The protected share should handle the md5 checksum and thus the client's distributed client program would devote cpu cycles to checking the validity of the content in the protected share. I like the idea of hashed based searching but I wonder, even if we store the hashes in a protected share, does this open the door to any form of legal liability?
I realize that the record cartel could come in and do an initial flood of crap and then maintain a network of computers to saturate it with bad data. A solution would be to have the client upload a valid file and then have the network (protected share) validate the file. The network could then keep running times of valid source ip's.

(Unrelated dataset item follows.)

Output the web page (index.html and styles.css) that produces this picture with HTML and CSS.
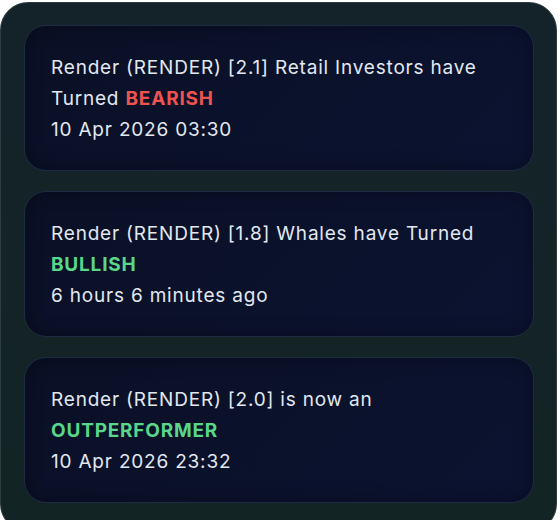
FILE: index.html
```html
<!DOCTYPE html>
<html lang="en">
<head>
    <meta charset="UTF-8">
    <meta name="viewport" content="width=device-width, initial-scale=1.0">
    <title>Signals</title>
    <link rel="stylesheet" href="styles.css">
</head>
<body>

    <div class="panel">
        <div class="signal-card">
            <p>Render (RENDER) [2.1] Retail Investors have Turned <span class="bearish">BEARISH</span></p>
            <p class="time">10 Apr 2026 03:30</p>
        </div>

        <div class="signal-card">
            <p>Render (RENDER) [1.8] Whales have Turned <span class="bullish">BULLISH</span></p>
            <p class="time">6 hours 6 minutes ago</p>
        </div>

        <div class="signal-card">
            <p>Render (RENDER) [2.0] is now an <span class="bullish">OUTPERFORMER</span></p>
            <p class="time">10 Apr 2026 23:32</p>
        </div>
    </div>

</body>
</html>
```

FILE: styles.css
```css
* {
    box-sizing: border-box;
}
body {
    margin: 0;
    background: #ffffff;
    font-family: Inter, "Noto Sans", sans-serif;
}
.panel {
    width: 557px;
    height: 530px;
    margin-top: 2px;
    padding: 22px 22px;
    border: 1px solid #2a3d42;
    border-radius: 28px;
    background: linear-gradient(180deg, #14232a 0%, #132424 100%);
    display: flex;
    flex-direction: column;
    gap: 20px;
}
.signal-card {
    height: 146px;
    margin-left: 1px;
    padding: 26px 26px;
    border: 1px solid #1d2b45;
    border-radius: 22px;
    background: linear-gradient(135deg, #0a1025 0%, #0b1331 100%);
    box-shadow: inset 0 0 18px rgba(0, 0, 0, 0.35);
    color: #e2e8f0;
    font-size: 19px;
    line-height: 31px;
    letter-spacing: 0.8px;
}
.signal-card p {
    margin: 0;
}
.bearish {
    color: #ef5350;
    font-weight: 700;
}
.bullish {
    color: #5ad68a;
    font-weight: 700;
}
```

The source IP does not have to be sharing data (it can if it wants, and most clients probably would) it just is needed to prevent the record cartel and their minions from setting up hordes of dhcp machines spitting out bad data because they would have to revalidate everytime an ip is changed. This may effect others who are on dhcp but their moderated accounts would be able to act as a form of credit at time of validation. People with good history who switch ip's but don't disconnect would not have to be revalidated because a trust would be established. Whild someone who disconnects and changes IP is no longer trusted. By having a protected share, high quality data could go into replication quicker.
If we know it is trusted and we see a concentration of requests coming from a particular area/isp, we can broadcast data to other clients near area/isp for the purpose of retransmission during peak times. Maybe we could build in requirements such as if a song is downloaded, it must be kept on the machine for 24 hours, so people don't just download and delete. This way retransmission could be quicker during peak times. People who download and delete or log off would be modded down as potential sources while others would continue to keep good credit. Thus, in addition to having metrics for quality of service, we could also have metrics for the quality of the source.